The film recreates the moment, showing Chastain in a teased and lacquered blond wig and a 1980s-blue shimmering eye-shadow, seemingly laid on with a trowel (below). “It was a lot of frosty colors. I have a renewed appreciation for all those drug store quads,” Dowds said, referring to the packs of inexpensive eye-shadows that came in packs with four different colors. Dowds was able to source many of the very same products that Bakker used, including her preferred L’Oréal Shout Out mascara from the era, which the makeup artist replaced with a similar product from today (since mascara has an expiration date). “There were times where you can’t always see the forest for the trees, so I’d be working and I’d say, ‘What do you think? Is this too much?’” Dowds recalled. “Jess is a brilliant collaborator and is very sharing in the process. Sometimes you just need to see it all together. So once the costume was on and the wig is on and everything is all put together, then you go, ‘OK, this feels right.’”

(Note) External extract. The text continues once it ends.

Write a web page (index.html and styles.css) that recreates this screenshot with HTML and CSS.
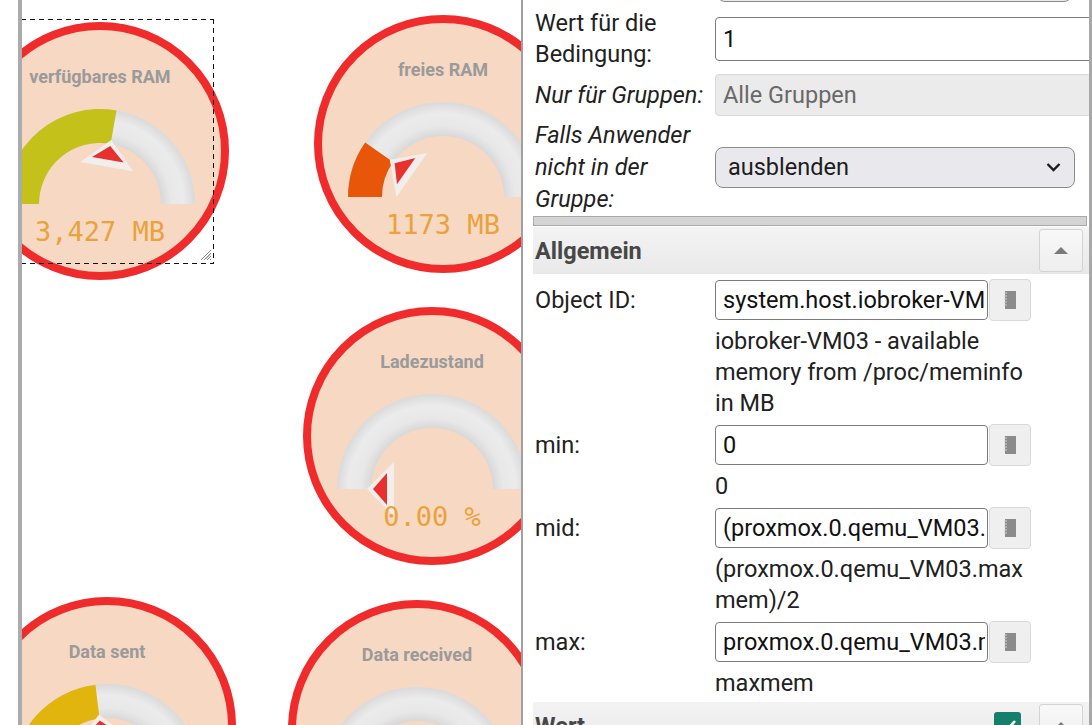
FILE: index.html
```html
<!DOCTYPE html>
<html lang="de">
<head>
    <meta charset="UTF-8">
    <title>vis Editor - Gauges</title>
    <link rel="stylesheet" href="styles.css">
</head>
<body>
    <svg class="defs" width="0" height="0" aria-hidden="true">
        <defs>
            <radialGradient id="track" gradientUnits="userSpaceOnUse" cx="95" cy="95" r="95">
                <stop offset="0.64" stop-color="#d8d8d8"/>
                <stop offset="0.75" stop-color="#e8e8e8"/>
                <stop offset="0.88" stop-color="#ebebeb"/>
                <stop offset="1" stop-color="#dadada"/>
            </radialGradient>
        </defs>
    </svg>

    <div class="gutter"></div>
    <div class="rail"></div>

    <!-- widget canvas -->
    <div class="canvas">
        <div class="gauge g1">
            <div class="gauge-title">verfügbares RAM</div>
            <svg class="gauge-arc" width="190" height="95" viewBox="0 0 190 95">
                <path class="track" d="M0 95 A95 95 0 0 1 190 95 L156 95 A61 61 0 0 0 34 95 Z"/>
                <path fill="#c5c11b" d="M0 95 A95 95 0 0 1 111.5 1.4 L105.6 34.9 A61 61 0 0 0 34 95 Z"/>
                <g transform="rotate(10 95 95)">
                    <polygon class="needle-halo" points="95,30 68,57 122,57"/>
                    <polygon class="needle" points="95,36 79,50 111,50"/>
                </g>
            </svg>
            <div class="gauge-value">3,427 MB</div>
        </div>

        <div class="gauge g2">
            <div class="gauge-title">freies RAM</div>
            <svg class="gauge-arc" width="190" height="95" viewBox="0 0 190 95">
                <path class="track" d="M0 95 A95 95 0 0 1 190 95 L156 95 A61 61 0 0 0 34 95 Z"/>
                <path fill="#e8560a" d="M0 95 A95 95 0 0 1 17.2 40.5 L45 60 A61 61 0 0 0 34 95 Z"/>
                <g transform="rotate(-55 95 95)">
                    <polygon class="needle-halo" points="95,30 68,57 122,57"/>
                    <polygon class="needle" points="95,36 79,50 111,50"/>
                </g>
            </svg>
            <div class="gauge-value">1173 MB</div>
        </div>

        <div class="gauge g3">
            <div class="gauge-title">Ladezustand</div>
            <svg class="gauge-arc" width="190" height="95" viewBox="0 0 190 95">
                <path class="track" d="M0 95 A95 95 0 0 1 190 95 L156 95 A61 61 0 0 0 34 95 Z"/>
                <g transform="rotate(-90 95 95)">
                    <polygon class="needle-halo" points="95,30 68,57 122,57"/>
                    <polygon class="needle" points="95,36 79,50 111,50"/>
                </g>
            </svg>
            <div class="gauge-value">0.00 %</div>
        </div>

        <div class="gauge g4">
            <div class="gauge-title">Data sent</div>
            <svg class="gauge-arc" width="190" height="95" viewBox="0 0 190 95">
                <path class="track" d="M0 95 A95 95 0 0 1 190 95 L156 95 A61 61 0 0 0 34 95 Z"/>
                <path fill="#e2b50e" d="M0 95 A95 95 0 0 1 83.4 0.7 L87.6 34.5 A61 61 0 0 0 34 95 Z"/>
                <g transform="rotate(-7 95 95)">
                    <polygon class="needle-halo" points="95,30 68,57 122,57"/>
                    <polygon class="needle" points="95,36 79,50 111,50"/>
                </g>
            </svg>
            <div class="gauge-value">0 kB</div>
        </div>

        <div class="gauge g5">
            <div class="gauge-title">Data received</div>
            <svg class="gauge-arc" width="190" height="95" viewBox="0 0 190 95">
                <path class="track" d="M0 95 A95 95 0 0 1 190 95 L156 95 A61 61 0 0 0 34 95 Z"/>
                <g transform="rotate(-80 95 95)">
                    <polygon class="needle-halo" points="95,30 68,57 122,57"/>
                    <polygon class="needle" points="95,36 79,50 111,50"/>
                </g>
            </svg>
            <div class="gauge-value">0 kB</div>
        </div>

        <!-- selected widget frame -->
        <div class="selection">
            <svg class="resize-handle" width="12" height="12" viewBox="0 0 12 12">
                <path d="M11 1 L1 11 M11 4 L4 11 M11 7 L7 11 M11 10 L10 11 M9 3 L3 9 M10 5.5 L5.5 10" stroke="#8a8a8a" stroke-width="1"/>
            </svg>
        </div>
    </div>

    <!-- attributes panel -->
    <div class="panel">
        <div class="row row-cut">
            <span></span>
            <div class="select select-cut"></div>
        </div>

        <div class="row row-cond">
            <label class="label">Wert für die<br>Bedingung:</label>
            <input class="input input-wide" type="text" value="1">
        </div>

        <div class="row row-groups">
            <label class="label italic">Nur für Gruppen:</label>
            <input class="input input-wide input-disabled" type="text" value="Alle Gruppen" disabled>
        </div>

        <div class="row row-hide">
            <label class="label italic">Falls Anwender<br>nicht in der<br>Gruppe:</label>
            <div class="select select-hide">
                <span>ausblenden</span>
                <svg width="15" height="10" viewBox="0 0 15 10">
                    <polyline points="1.5,2 7.5,8 13.5,2" fill="none" stroke="#1c1c1c" stroke-width="2.4"/>
                </svg>
            </div>
        </div>

        <div class="bar"></div>

        <div class="section">
            <span class="section-title">Allgemein</span>
            <span class="toggle"><span class="caret"></span></span>
        </div>

        <div class="field">
            <div class="row">
                <label class="label">Object ID:</label>
                <div class="control">
                    <input class="input input-id" type="text" value="system.host.iobroker-VM03.mem.available">
                    <span class="picker">
                        <svg width="14" height="20" viewBox="0 0 14 20">
                            <rect x="2" y="1" width="11" height="18" fill="#8b8b8b"/>
                            <path d="M1 3h3M1 6h3M1 9h3M1 12h3M1 15h3" stroke="#d0d0d0" stroke-width="1"/>
                        </svg>
                    </span>
                </div>
            </div>
            <div class="hint">iobroker-VM03 - available<br>memory from /proc/meminfo<br>in MB</div>
        </div>

        <div class="field">
            <div class="row">
                <label class="label">min:</label>
                <div class="control">
                    <input class="input input-id" type="text" value="0">
                    <span class="picker">
                        <svg width="14" height="20" viewBox="0 0 14 20">
                            <rect x="2" y="1" width="11" height="18" fill="#8b8b8b"/>
                            <path d="M1 3h3M1 6h3M1 9h3M1 12h3M1 15h3" stroke="#d0d0d0" stroke-width="1"/>
                        </svg>
                    </span>
                </div>
            </div>
            <div class="hint">0</div>
        </div>

        <div class="field">
            <div class="row">
                <label class="label">mid:</label>
                <div class="control">
                    <input class="input input-id" type="text" value="(proxmox.0.qemu_VM03.maxmem)/2">
                    <span class="picker">
                        <svg width="14" height="20" viewBox="0 0 14 20">
                            <rect x="2" y="1" width="11" height="18" fill="#8b8b8b"/>
                            <path d="M1 3h3M1 6h3M1 9h3M1 12h3M1 15h3" stroke="#d0d0d0" stroke-width="1"/>
                        </svg>
                    </span>
                </div>
            </div>
            <div class="hint">(proxmox.0.qemu_VM03.max<br>mem)/2</div>
        </div>

        <div class="field">
            <div class="row">
                <label class="label">max:</label>
                <div class="control">
                    <input class="input input-id" type="text" value="proxmox.0.qemu_VM03.maxmem">
                    <span class="picker">
                        <svg width="14" height="20" viewBox="0 0 14 20">
                            <rect x="2" y="1" width="11" height="18" fill="#8b8b8b"/>
                            <path d="M1 3h3M1 6h3M1 9h3M1 12h3M1 15h3" stroke="#d0d0d0" stroke-width="1"/>
                        </svg>
                    </span>
                </div>
            </div>
            <div class="hint">maxmem</div>
        </div>

        <div class="section section-wert">
            <span class="section-title">Wert</span>
            <span class="check">
                <svg width="18" height="14" viewBox="0 0 18 14">
                    <polyline points="2,7 7,12 16,2" fill="none" stroke="#ffffff" stroke-width="2.6"/>
                </svg>
            </span>
            <span class="toggle"><span class="caret"></span></span>
        </div>
    </div>
</body>
</html>
```

FILE: styles.css
```css
body {
    margin: 0;
    height: 725px;
    display: flex;
    overflow: hidden;
    background-color: #ffffff;
    font-family: Roboto, "Noto Sans", sans-serif;
}

.defs {
    position: absolute;
}

.gutter {
    width: 18px;
    flex: none;
}

.rail {
    width: 4px;
    flex: none;
    background-color: #ababab;
}

/* widget canvas */
.canvas {
    position: relative;
    width: 499px;
    flex: none;
    overflow: hidden;
}

.gauge {
    position: absolute;
    width: 258px;
    height: 258px;
    box-sizing: border-box;
    border: 8px solid #f02b2b;
    border-radius: 50%;
    background-color: #f6d8c3;
    display: flex;
    flex-direction: column;
    align-items: center;
    padding-top: 37px;
}

.g1 { left: -51px; top: 22px; }
.g2 { left: 292px; top: 15px; }
.g3 { left: 281px; top: 307px; }
.g4 { left: -44px; top: 597px; }
.g5 { left: 266px; top: 600px; }

.gauge-title {
    font-size: 18px;
    line-height: 20px;
    font-weight: 700;
    color: #9a9a9a;
    white-space: nowrap;
}

.gauge-arc {
    margin-top: 22px;
    overflow: visible;
    flex: none;
}

.track {
    fill: url(#track);
}

.needle-halo {
    fill: #f1eeec;
}

.needle {
    fill: #e8302f;
}

.gauge-value {
    margin-top: 13px;
    font-family: "DejaVu Sans Mono", monospace;
    font-size: 27px;
    line-height: 30px;
    color: #e9a23c;
    white-space: nowrap;
}

.selection {
    position: absolute;
    left: -10px;
    top: 19px;
    width: 202px;
    height: 245px;
    background:
        repeating-linear-gradient(90deg, #111 0 5px, transparent 5px 9px) top left / 100% 1px no-repeat,
        repeating-linear-gradient(90deg, #111 0 5px, transparent 5px 9px) bottom left / 100% 1px no-repeat,
        repeating-linear-gradient(180deg, #111 0 5px, transparent 5px 9px) top right / 1px 100% no-repeat;
}

.resize-handle {
    position: absolute;
    right: 2px;
    bottom: 3px;
}

/* attributes panel */
.panel {
    width: 571px;
    flex: none;
    box-sizing: border-box;
    border-left: 2px solid #a0a0a0;
    border-right: 3px solid #a8a8a8;
    padding-left: 10px;
    overflow: hidden;
    color: #212121;
    font-size: 23.5px;
}

.row {
    display: grid;
    grid-template-columns: 182px 1fr;
    align-items: center;
}

.label {
    padding-left: 2px;
    line-height: 31px;
    white-space: nowrap;
}

.italic {
    font-style: italic;
}

.row-cut { margin-top: -40px; }
.row-cond { margin-top: 6px; }
.row-groups { margin-top: 4px; }
.row-hide { margin-top: 3px; }

.row-hide .label {
    line-height: 32px;
}

.select {
    height: 41px;
    width: 360px;
    box-sizing: border-box;
    border: 1.5px solid #8a8a8a;
    border-radius: 8px;
    background-color: #e9e9ed;
    display: flex;
    align-items: center;
    justify-content: space-between;
    padding: 0 13px 0 12px;
    color: #1c1c1c;
}

.select-cut {
    height: 42px;
    width: 355px;
    margin-left: 2px;
}

.input {
    font: inherit;
    height: 44px;
    box-sizing: border-box;
    border: 1px solid #7a7a7a;
    border-radius: 4px;
    padding: 0 2px 0 7px;
    color: #111111;
    background-color: #ffffff;
    outline: none;
}

.input-wide {
    width: 400px;
}

.input-disabled {
    height: 42px;
    background-color: #ebebeb;
    border-color: #d9d9d9;
    color: #686868;
}

.bar {
    margin: 1px 2px 0 0;
    height: 10px;
    box-sizing: border-box;
    border: 1px solid #a9a9a9;
    background-color: #d4d4d4;
}

.section {
    margin-top: 1px;
    height: 47px;
    display: flex;
    align-items: center;
    padding: 0 6px 0 2px;
    background: linear-gradient(#f3f3f3, #e9e9e9);
}

.section-title {
    flex: 1;
    font-weight: 700;
    color: #474747;
}

.toggle {
    width: 44px;
    height: 43px;
    box-sizing: border-box;
    border: 1px solid #d3d3d3;
    border-radius: 3px;
    background: linear-gradient(#f8f8f8, #eeeeee);
    display: flex;
    align-items: center;
    justify-content: center;
}

.caret {
    width: 0;
    height: 0;
    border-left: 7px solid transparent;
    border-right: 7px solid transparent;
    border-bottom: 7px solid #7a7a7a;
}

.field {
    margin-top: 6px;
}

.control {
    display: flex;
    align-items: center;
}

.input-id {
    width: 273px;
    height: 40px;
}

.picker {
    width: 42px;
    height: 42px;
    margin: -1px 0 -1px 1px;
    box-sizing: border-box;
    border: 1px solid #d9d9d9;
    border-radius: 4px;
    background-color: #efefef;
    display: flex;
    align-items: center;
    justify-content: center;
}

.hint {
    margin-top: 6px;
    padding-left: 182px;
    line-height: 31px;
    white-space: nowrap;
}

.section-wert {
    margin-top: 3px;
}

.check {
    width: 27px;
    height: 27px;
    margin-right: 18px;
    border-radius: 3px;
    background-color: #167f6c;
    display: flex;
    align-items: center;
    justify-content: center;
}
```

eyes of tammy faye jessica chastain
(Searchlight Pictures)

1990s and beyond
By the time of the Bakker’s downfall, Tammy Faye is sporting the extreme look that is so ingrained in the public’s mind. Chastain’s very first scene in the film takes place in this era, in a reinterpretation of the documentary segment that Dowds used as a reference point. It’s 1994 and we see Tammy Faye in intense close-up, talking to an off-camera makeup artist who, yes, asks to remove some of her cosmetic mask and “soften” her lashes. “No, no,” Chastain’s Tammy Faye replies. “You can do anything you want, but my eyelashes stay right where they are.” Fluffing her red wig, she adds, “Yeah, this is who I am.” 

The scene is a showcase for Dowds’ work — even as it depicts Tammy Faye removing her lipstick, leaving behind that dark lip liner that in real life was tattooed and here is approximated with waterproof pencils. Helping keep everything in place were Raleigh’s cheek prosthetics. “(There) was the maximum amount of prosthetics on Tammy’s face (in that scene),” Dowds said. “And so with that, the base (makeup) is airbrushed on, so it has a lot of staying power, not like regular foundation. So stuff that she was wiping away there, that didn’t really shift.” 

(Searchlight Pictures)

The film also closes with this look. Backstage before a performance, Tammy Faye removes a full-bodied red wig to reveal her own choppy red shag that in reality was another of Ingram’s creations. “The biggest challenge was the two-piece red wig,” Ingram said. “Jessica wanted to take it off to show sparse hair, as it was (Tammy Faye’s) natural hair. I took a human hair wig matched as close as possible (to the bottom wig) and sewed a cotton head band to the (top) wig (so Jessica could remove it easily).”